REPUBLIKA.CO.ID, PADANG -- Kepala Dinas Energi Sumber Daya Mineral (ESDM) Provinsi Sumatra Barat (Sumbar) H Herry Martinus memastikan, keberadaan pembangkit listrik tenaga panas bumi (PLTP) atau geotermal tidak akan merusak lingkungan. Herry menyebut, justru PLTP berkepentingan untuk menjaga kelestarian lingkungan di sekitar lokasi eksplorasi energi panas bumi untuk menjaga kestabilan curah hujan.
"Karena dia (geotermal) punya kepentingan menjaga hutan wilayah setempat untuk tetap terjaga sehingga curah hujan di sana bisa maksimal, sebagaimana kondisi sekarang. Karena dia berkepentingan menjaga penyerapan air," kata Herry, Senin (13/11/2023).
Herry mencontohkan, seandainya sebuah perusahaan penggarap geothermal mendapatkan izin lahan seluas 5 ribu hektare, yang akan dibangun untuk tempat pembangkit hanya sekitar 50 hektare, atau 1 persennya saja.
Namun, kata Herry, perusahaan akan berusaha menjaga keseluruhan 5 ribu hektare lahan tersebut agar tetap lestari. Tujuannya, supaya kelembaban tanah dan curah hujan di wilayah tersebut tetap maksimal.
"Luasan izin yang diberikan itu umumnya memang sangat luas karena meliputi sebuah kesatuan sistem panas bumi. Namun, bukan berarti semuanya akan dipakai untuk pembangunan pembangkit listrik," ujar dia.
Herry menginginkan, pemahaman seperti ini harus disampaikan kepada masyarakat. Karena, kata dia, masih ada sebagian kecil masyarakat yang terprovokasi isu-isu negatif yang menyebutkan geotermal akan memakan banyak lahan serta merusak lingkungan serta mengakibatkan bencana kekeringan.
"Justru geotermal akan berusaha mencegah kekeringan," ujar Herry.
Secara keseluruhan, di Sumatra Barat terdapat potensi energi panas bumi sebanyak 1.700 megaWatt (mW). 1.700 MW ini menurut Herry tersebar di 18 titik yang berada di sepanjang bukit barisan. Yakni ada di Kabupaten Solok Selatan, Kabupaten Solok, Kabupaten Tanah Datar, Kabupaten Pasaman, dan Kabupaten Agam. Tapi, energi panas bumi yang sudah berjalan baru ada di Solok Selatan, yang dikelola oleh PT. Supreme Energy Muara Laboh sejak 2019 lalu.
Di Solsel, Herry melanjutkan, kapasitas yang dihasilkan 110 MW. Selain itu, ada 5 titik lagi yang sudah mendapatkan izin wilayah kerja penambangan (WKP), yaitu di Gunung Talang, Solok, WKP Sumani, Solok, wilayah penugasan survei pendahuluan dan eksplorasi (WPSPE) Bonjol, Pasaman.
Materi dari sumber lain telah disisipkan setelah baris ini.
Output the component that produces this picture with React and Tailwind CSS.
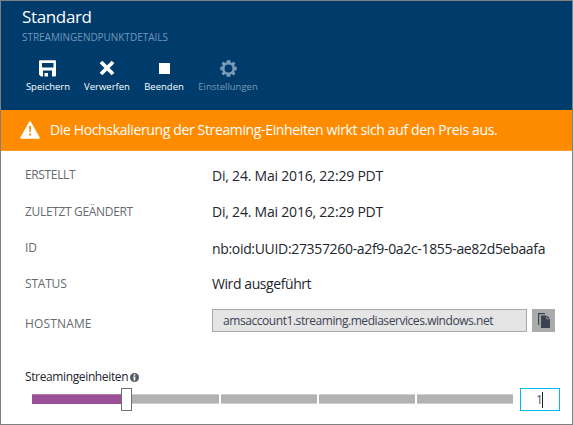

Kemudian WSPE Tandikek di Kabupaten Agam, Tanah Datar, dan Padang Pariaman. Satu lagi adalah pengembangan tahap dua PLTP di Solok Selatan.
Herry menambahkan, pemerintah daerah sudah berusaha melakukan sosialisasi kepada masyarakat mengenai banyaknya manfaat yang dirasakan bila di daerah mereka geothermal berdiri. Terutama masyarakat di hulu yang sebagian warganya masih menolak kehadiran geotermal.
Pemda, kata Herry, juga sudah pernah mengajak perwakilan masyarakat dan tokoh-tokoh melakukan studi banding melihat keberhasilan geotermal di daerah lain seperti di Solok Selatan. Setelah itu, sudah banyak masyarakat yang mulai menerima kehadiran geothermal.
Sekarang, Herry berharap, tokoh-tokoh masyarakat turut membantu sosialisasi. Bahwa geothermal tidak merusak lingkungan dan justru memberikan banyak dampak positif bagi kehidupan, terutama di bidang ekonomi.
"Secara PAD, ada beberapa. Pertama daerah bagi hasil untuk pusat provinsi dan daerah penghasil. Kemudian daerah penghasil itu dia juga mendapatkan CSR. Kemudian ada ada namanya bonus produksi. Bonus produksi itu besar.
Kemudian ada keuntungan lain dalam tahap pembangunan seperti penyerapan tenaga kerja. Akan banyak multiplier effect yang dirasakan masyarakat. Terutama daerah setempat. Jadi, saya pikir ini sudah merupakan suatu keniscayaan. "Di samping program pemerintah untuk pengembangan energi bersih," kata Herry.